When the source (either land source or marine source) is fired, a subsequent recording time is delayed with a delay time so that all useful reflected/diffracted energies are recorded before the next shot is fired. This delay time imposes constraints on the acquisition rate (i.e., slows down the acquisition process) and, hence, increases the cost of acquisition.
To reduce the acquisition time, to increase the shot density, or to increase the illumination of subsurface, it is possible to simultaneously shoot two or more sources. Acquisition of simultaneous source data means that the signals from two or more sources interfere at least for part of the record. By acquiring data in this way, the time taken to shoot a dataset is reduced along with the acquisition costs. As an alternative to reducing the acquisition time, a higher density dataset may be acquired in the same time. For such data to be useful, it is necessary to develop processing algorithms to handle source interference (cross-talk noise).
Source interference appears because subsurface reflections from an early source excitation may be comingled with those that have been sourced later, i.e., a “blended source” survey is acquired. Note that this is in contrast to conventional surveying techniques (discussed above), wherein the returning subsurface reflections from one source are not allowed to overlap with the reflections of another source. Although the blended-source approach has the potential to reduce the time in the field, thereby reducing the cost of the survey, one problem is that it can be difficult to separate the individual shots thereafter. In other words, what is needed in interpreting seismic data is the depth of each reflector, and the depth of a reflector is determined by reference to its two-way seismic travel time. Thus, in a multiple-source survey it is the goal to determine which of the observed subsurface reflections is associated with each source, i.e., to de-blend the data; otherwise, its two-wave travel time cannot be reliably determined.
In this regard, FIG. 1A shows sources being actuated at different spatial positions 10, 12 and 14 with a delay time such that the recorded wavelets 10a-c corresponding to spatial position 10 do not interfere (in time) with wavelets 12a-c corresponding to spatial position 12. The signal recorded at the receiver can be considered as a continuous recording (16) or separated to form regular seismic traces for each individual shot as shown in FIG. 1B. The traces illustrated in FIG. 1B form a receiver gather 20. Each trace in the receiver gather 20 relates to a different shot and has a different position on axis X, and each wavelet has a different time on a temporal axis t.

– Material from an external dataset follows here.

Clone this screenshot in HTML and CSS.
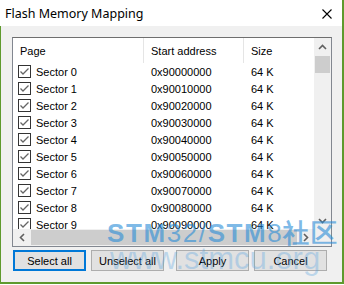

FIG. 2A shows a similar source configuration as in FIG. 1A, but now the sources are simultaneously activated so that, for example, the wavelet 10c might be superposed (in time) with the wavelet 12a. FIG. 2B shows the receiver gather 30 formed though pseudo-de-blending. Pseudo-deblending involves forming regular seismic traces from the continuous recording based on the start time of the actuation of each shot with no attempt to mitigate cross-talk noise. The data of FIG. 2B has been shot in less time than the data in FIG. 1B, but cross-talk 32 is observed and noise on one trace is signal on another trace.
Thus, for the gather 30 in FIG. 2B, it is necessary to separate the energy associated with each source (de-blend) as a preprocessing step, and then to proceed with conventional processing tools.
Various processing tools for de-blending seismic data are known in the art. However, most of these processing tools involve shot coordinates, either directly or through offset and azimuth. This is a problem because in simultaneous source acquisition, each trace has several shot locations. Simple replication of traces for different shots allows conventional processing but at the cost of undesired energy in the form of leaking noise. Some processes in the seismic sequence are robust enough to handle this noise but some others seem to require a de-blending up-front. Experience on this problem is quite limited, but it is believed that the separation does not need to be perfect, just like noise attenuation is never perfect. In fact the separation may probably only be required in an initial state for noise attenuation and velocity analysis and could probably be reverted before final migration.
Thus, there is a need to develop a method capable of processing blended seismic data while not being limited as noted above.